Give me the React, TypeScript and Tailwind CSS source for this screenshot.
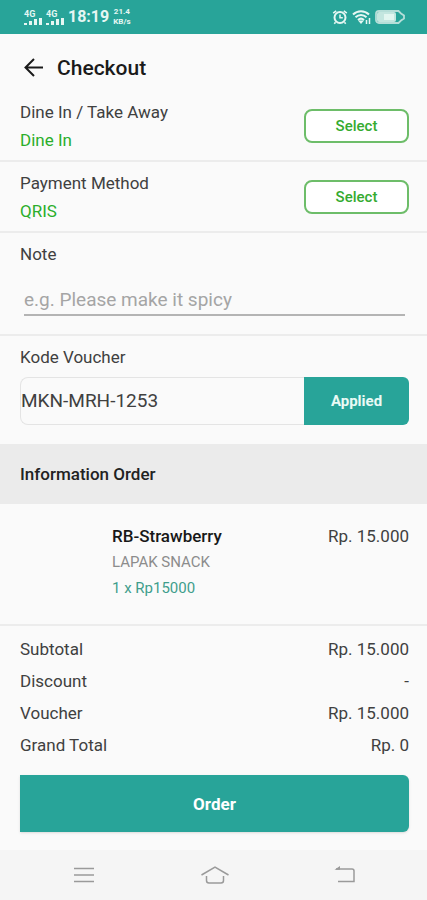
import React from 'react';

interface ChoiceRowProps {
  label: string;
  value: string;
}

const totals = [
  { label: 'Subtotal', amount: 'Rp. 15.000' },
  { label: 'Discount', amount: '-' },
  { label: 'Voucher', amount: 'Rp. 15.000' },
  { label: 'Grand Total', amount: 'Rp. 0' },
];

const Signal: React.FC = () => (
  <div className="flex w-[18px] flex-col">
    <span className="text-[9px] leading-[8px] font-bold">4G</span>
    <svg className="h-[7px] w-[18px]" viewBox="0 0 18 7" fill="currentColor" aria-hidden="true">
      <rect x="0" y="5" width="3" height="2" />
      <rect x="5" y="3" width="3" height="4" />
      <rect x="10" y="1" width="3" height="6" />
      <rect x="15" y="0" width="3" height="7" />
    </svg>
  </div>
);

const StatusBar: React.FC = () => (
  <div className="flex h-[34px] items-center justify-between bg-[#28a499] pr-[22px] pl-6 text-[#e6f7f3]">
    <div className="flex items-center gap-1">
      <Signal />
      <Signal />
      <span className="text-[16px] leading-5 font-bold">18:19</span>
      <div className="flex flex-col items-center text-[8px] leading-[10px] font-bold">
        <span>21.4</span>
        <span>KB/s</span>
      </div>
    </div>
    <div className="flex items-center gap-1">
      {/* Alarm */}
      <svg className="h-4 w-4" viewBox="0 0 16 16" fill="none" stroke="currentColor" strokeWidth="2" aria-hidden="true">
        <circle cx="8" cy="8.5" r="5.5" />
        <path d="M8 5.5v3.2h2.8" strokeWidth="1.5" />
        <path d="M1.2 4.2 4.2 1.8M14.8 4.2 11.8 1.8M3.5 13.3 2.3 14.8M12.5 13.3l1.2 1.5" strokeWidth="1.6" />
      </svg>
      {/* Wifi */}
      <svg className="h-4 w-[19px]" viewBox="0 0 19 16" fill="none" stroke="currentColor" strokeWidth="2" aria-hidden="true">
        <path d="M1 5.500C5.500 1 12.500 1 17 5.500" />
        <path d="M3.500 8.300c3.200-3 7.800-3 11 0" />
        <path d="M6 11c2-1.800 4-1.800 6 0" />
        <path d="M6 11.500 9 15l3-3.500Z" fill="currentColor" stroke="none" />
        <path d="M14.500 11v4M17.500 9v6" strokeWidth="1.500" />
      </svg>
      {/* Battery */}
      <svg className="h-[14px] w-[30px]" viewBox="0 0 30 14" aria-hidden="true">
        <path d="M4 1h19.500l2.500 2.500 3 2v3l-3 2-2.500 2.500H4a3 3 0 0 1-3-3V4a3 3 0 0 1 3-3Z" fill="none" stroke="#b5ded8" strokeWidth="1.800" />
        <rect x="2" y="2" width="19" height="10" rx="2" fill="#c3e6df" />
        <rect x="9" y="4" width="10" height="6" fill="#e2f6f0" />
      </svg>
    </div>
  </div>
);

const ChoiceRow: React.FC<ChoiceRowProps> = ({ label, value }) => (
  <div className="flex items-center justify-between border-b-2 border-[#ececec] pt-[9px] pr-[18px] pb-2 pl-5">
    <div className="flex flex-col gap-1">
      <p>{label}</p>
      <p className="text-[#2bae2b]">{value}</p>
    </div>
    <button
      type="button"
      aria-label={`Select ${label}`}
      className="h-[34px] w-[105px] rounded-lg border-2 border-[#6dbd69] bg-white text-[15px] font-medium text-[#35ab30]"
    >
      Select
    </button>
  </div>
);

export default function App() {
  return (
    <div className="flex min-h-screen flex-col bg-[#fafafa] font-[Roboto,sans-serif] text-[17px] leading-6 text-[#404040]">
      <StatusBar />

      <header className="flex h-[57px] items-center gap-[13px] px-6 pt-[10px] text-[#1a1a1a]">
        <button type="button" aria-label="Back">
          <svg className="h-5 w-5" viewBox="0 0 20 20" fill="none" stroke="currentColor" strokeWidth="2" aria-hidden="true">
            <path d="M19 9.500H2M10 1 1.500 9.500l8.500 8.500" />
          </svg>
        </button>
        <h1 className="text-[21px] leading-7 font-medium">Checkout</h1>
      </header>

      <main className="flex flex-1 flex-col">
        <ChoiceRow label="Dine In / Take Away" value="Dine In" />
        <ChoiceRow label="Payment Method" value="QRIS" />

        {/* Note */}
        <div className="flex flex-col border-b-2 border-[#ececec] pt-[9px] pr-[18px] pb-[18px] pl-5">
          <label htmlFor="note">Note</label>
          <input
            id="note"
            type="text"
            placeholder="e.g. Please make it spicy"
            className="mx-1 mt-[18px] h-8 border-b-2 border-[#b4b4b4] text-[19px] outline-none placeholder:text-[#a5a5a5]"
          />
        </div>

        {/* Voucher */}
        <div className="flex flex-col pt-[9px] pr-[18px] pb-[19px] pl-5">
          <label htmlFor="voucher">Kode Voucher</label>
          <div className="mt-2 flex h-12">
            <input
              id="voucher"
              type="text"
              defaultValue="MKN-MRH-1253"
              className="min-w-0 flex-1 rounded-l-lg border border-r-0 border-[#e4e4e4] text-[19px] outline-none"
            />
            <button type="button" className="w-[105px] rounded-r-md bg-[#28a499] text-[15px] font-bold text-[#e9faf5]">
              Applied
            </button>
          </div>
        </div>

        <h2 className="flex h-[60px] items-center bg-[#ebebeb] px-5 font-medium text-[#222222]">Information Order</h2>

        {/* Ordered item */}
        <div className="flex justify-between border-b-2 border-[#ececec] pt-[19px] pr-[18px] pb-[23px] pl-28 leading-[26px]">
          <div>
            <p className="font-medium text-[#181818]">RB-Strawberry</p>
            <p className="text-[15px] leading-[26px] text-[#8c8c8c]">LAPAK SNACK</p>
            <p className="text-[15px] leading-[26px] text-[#3f9e8c]">1 x Rp15000</p>
          </div>
          <p>Rp. 15.000</p>
        </div>

        <dl className="pt-[7px] pr-[18px] pl-5 leading-8">
          {totals.map((row) => (
            <div key={row.label} className="flex justify-between">
              <dt>{row.label}</dt>
              <dd>{row.amount}</dd>
            </div>
          ))}
        </dl>

        <div className="pt-[14px] pr-[18px] pb-[18px] pl-5">
          <button type="button" className="h-[57px] w-full rounded-r-md bg-[#28a499] font-bold text-white shadow">
            Order
          </button>
        </div>
      </main>

      {/* System navigation */}
      <nav className="flex h-[50px] items-center justify-between bg-[#f5f5f5] pr-[68px] pl-[70px] text-[#9a9a9a]">
        <button type="button" aria-label="Recent apps">
          <svg className="h-7 w-7" viewBox="0 0 28 28" fill="none" stroke="currentColor" strokeWidth="1.500" aria-hidden="true">
            <path d="M4 7.500h20M4 14h20M4 20.500h20" />
          </svg>
        </button>
        <button type="button" aria-label="Home">
          <svg className="h-7 w-7" viewBox="0 0 28 28" fill="none" stroke="currentColor" strokeWidth="1.500" aria-hidden="true">
            <path d="M.5 14 14 6l13.500 8" />
            <path d="M5.500 15v4.500a2.500 2.500 0 0 0 2.500 2.500h12a2.500 2.500 0 0 0 2.500-2.500V15" />
          </svg>
        </button>
        <button type="button" aria-label="Back to previous screen">
          <svg className="h-7 w-7" viewBox="0 0 28 28" fill="none" stroke="currentColor" strokeWidth="1.500" aria-hidden="true">
            <path d="M5 8h16a2 2 0 0 1 2 2v10.500H7" />
            <path d="M3.500 8.800 9 5v3.800Z" fill="currentColor" stroke="none" />
          </svg>
        </button>
      </nav>
    </div>
  );
}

#####

■ Written request: Omit pictures; set down the rest of the material word for word.

■ Result:
Give me the React, TypeScript and Tailwind CSS source for this screenshot.
import React from 'react';

interface ChoiceRowProps {
  label: string;
  value: string;
}

const totals = [
  { label: 'Subtotal', amount: 'Rp. 15.000' },
  { label: 'Discount', amount: '-' },
  { label: 'Voucher', amount: 'Rp. 15.000' },
  { label: 'Grand Total', amount: 'Rp. 0' },
];

const Signal: React.FC = () => (
  <div className="flex w-[18px] flex-col">
    <span className="text-[9px] leading-[8px] font-bold">4G</span>
    <svg className="h-[7px] w-[18px]" viewBox="0 0 18 7" fill="currentColor" aria-hidden="true">
      <rect x="0" y="5" width="3" height="2" />
      <rect x="5" y="3" width="3" height="4" />
      <rect x="10" y="1" width="3" height="6" />
      <rect x="15" y="0" width="3" height="7" />
    </svg>
  </div>
);

const StatusBar: React.FC = () => (
  <div className="flex h-[34px] items-center justify-between bg-[#28a499] pr-[22px] pl-6 text-[#e6f7f3]">
    <div className="flex items-center gap-1">
      <Signal />
      <Signal />
      <span className="text-[16px] leading-5 font-bold">18:19</span>
      <div className="flex flex-col items-center text-[8px] leading-[10px] font-bold">
        <span>21.4</span>
        <span>KB/s</span>
      </div>
    </div>
    <div className="flex items-center gap-1">
      {/* Alarm */}
      <svg className="h-4 w-4" viewBox="0 0 16 16" fill="none" stroke="currentColor" strokeWidth="2" aria-hidden="true">
        <circle cx="8" cy="8.5" r="5.5" />
        <path d="M8 5.5v3.2h2.8" strokeWidth="1.5" />
        <path d="M1.2 4.2 4.2 1.8M14.8 4.2 11.8 1.8M3.5 13.3 2.3 14.8M12.5 13.3l1.2 1.5" strokeWidth="1.6" />
      </svg>
      {/* Wifi */}
      <svg className="h-4 w-[19px]" viewBox="0 0 19 16" fill="none" stroke="currentColor" strokeWidth="2" aria-hidden="true">
        <path d="M1 5.500C5.500 1 12.500 1 17 5.500" />
        <path d="M3.500 8.300c3.200-3 7.800-3 11 0" />
        <path d="M6 11c2-1.800 4-1.800 6 0" />
        <path d="M6 11.500 9 15l3-3.500Z" fill="currentColor" stroke="none" />
        <path d="M14.500 11v4M17.500 9v6" strokeWidth="1.500" />
      </svg>
      {/* Battery */}
      <svg className="h-[14px] w-[30px]" viewBox="0 0 30 14" aria-hidden="true">
        <path d="M4 1h19.500l2.500 2.500 3 2v3l-3 2-2.500 2.500H4a3 3 0 0 1-3-3V4a3 3 0 0 1 3-3Z" fill="none" stroke="#b5ded8" strokeWidth="1.800" />
        <rect x="2" y="2" width="19" height="10" rx="2" fill="#c3e6df" />
        <rect x="9" y="4" width="10" height="6" fill="#e2f6f0" />
      </svg>
    </div>
  </div>
);

const ChoiceRow: React.FC<ChoiceRowProps> = ({ label, value }) => (
  <div className="flex items-center justify-between border-b-2 border-[#ececec] pt-[9px] pr-[18px] pb-2 pl-5">
    <div className="flex flex-col gap-1">
      <p>{label}</p>
      <p className="text-[#2bae2b]">{value}</p>
    </div>
    <button
      type="button"
      aria-label={`Select ${label}`}
      className="h-[34px] w-[105px] rounded-lg border-2 border-[#6dbd69] bg-white text-[15px] font-medium text-[#35ab30]"
    >
      Select
    </button>
  </div>
);

export default function App() {
  return (
    <div className="flex min-h-screen flex-col bg-[#fafafa] font-[Roboto,sans-serif] text-[17px] leading-6 text-[#404040]">
      <StatusBar />

      <header className="flex h-[57px] items-center gap-[13px] px-6 pt-[10px] text-[#1a1a1a]">
        <button type="button" aria-label="Back">
          <svg className="h-5 w-5" viewBox="0 0 20 20" fill="none" stroke="currentColor" strokeWidth="2" aria-hidden="true">
            <path d="M19 9.500H2M10 1 1.500 9.500l8.500 8.500" />
          </svg>
        </button>
        <h1 className="text-[21px] leading-7 font-medium">Checkout</h1>
      </header>

      <main className="flex flex-1 flex-col">
        <ChoiceRow label="Dine In / Take Away" value="Dine In" />
        <ChoiceRow label="Payment Method" value="QRIS" />

        {/* Note */}
        <div className="flex flex-col border-b-2 border-[#ececec] pt-[9px] pr-[18px] pb-[18px] pl-5">
          <label htmlFor="note">Note</label>
          <input
            id="note"
            type="text"
            placeholder="e.g. Please make it spicy"
            className="mx-1 mt-[18px] h-8 border-b-2 border-[#b4b4b4] text-[19px] outline-none placeholder:text-[#a5a5a5]"
          />
        </div>

        {/* Voucher */}
        <div className="flex flex-col pt-[9px] pr-[18px] pb-[19px] pl-5">
          <label htmlFor="voucher">Kode Voucher</label>
          <div className="mt-2 flex h-12">
            <input
              id="voucher"
              type="text"
              defaultValue="MKN-MRH-1253"
              className="min-w-0 flex-1 rounded-l-lg border border-r-0 border-[#e4e4e4] text-[19px] outline-none"
            />
            <button type="button" className="w-[105px] rounded-r-md bg-[#28a499] text-[15px] font-bold text-[#e9faf5]">
              Applied
            </button>
          </div>
        </div>

        <h2 className="flex h-[60px] items-center bg-[#ebebeb] px-5 font-medium text-[#222222]">Information Order</h2>

        {/* Ordered item */}
        <div className="flex justify-between border-b-2 border-[#ececec] pt-[19px] pr-[18px] pb-[23px] pl-28 leading-[26px]">
          <div>
            <p className="font-medium text-[#181818]">RB-Strawberry</p>
            <p className="text-[15px] leading-[26px] text-[#8c8c8c]">LAPAK SNACK</p>
            <p className="text-[15px] leading-[26px] text-[#3f9e8c]">1 x Rp15000</p>
          </div>
          <p>Rp. 15.000</p>
        </div>

        <dl className="pt-[7px] pr-[18px] pl-5 leading-8">
          {totals.map((row) => (
            <div key={row.label} className="flex justify-between">
              <dt>{row.label}</dt>
              <dd>{row.amount}</dd>
            </div>
          ))}
        </dl>

        <div className="pt-[14px] pr-[18px] pb-[18px] pl-5">
          <button type="button" className="h-[57px] w-full rounded-r-md bg-[#28a499] font-bold text-white shadow">
            Order
          </button>
        </div>
      </main>

      {/* System navigation */}
      <nav className="flex h-[50px] items-center justify-between bg-[#f5f5f5] pr-[68px] pl-[70px] text-[#9a9a9a]">
        <button type="button" aria-label="Recent apps">
          <svg className="h-7 w-7" viewBox="0 0 28 28" fill="none" stroke="currentColor" strokeWidth="1.500" aria-hidden="true">
            <path d="M4 7.500h20M4 14h20M4 20.500h20" />
          </svg>
        </button>
        <button type="button" aria-label="Home">
          <svg className="h-7 w-7" viewBox="0 0 28 28" fill="none" stroke="currentColor" strokeWidth="1.500" aria-hidden="true">
            <path d="M.5 14 14 6l13.500 8" />
            <path d="M5.500 15v4.500a2.500 2.500 0 0 0 2.500 2.500h12a2.500 2.500 0 0 0 2.500-2.500V15" />
          </svg>
        </button>
        <button type="button" aria-label="Back to previous screen">
          <svg className="h-7 w-7" viewBox="0 0 28 28" fill="none" stroke="currentColor" strokeWidth="1.500" aria-hidden="true">
            <path d="M5 8h16a2 2 0 0 1 2 2v10.500H7" />
            <path d="M3.500 8.800 9 5v3.800Z" fill="currentColor" stroke="none" />
          </svg>
        </button>
      </nav>
    </div>
  );
}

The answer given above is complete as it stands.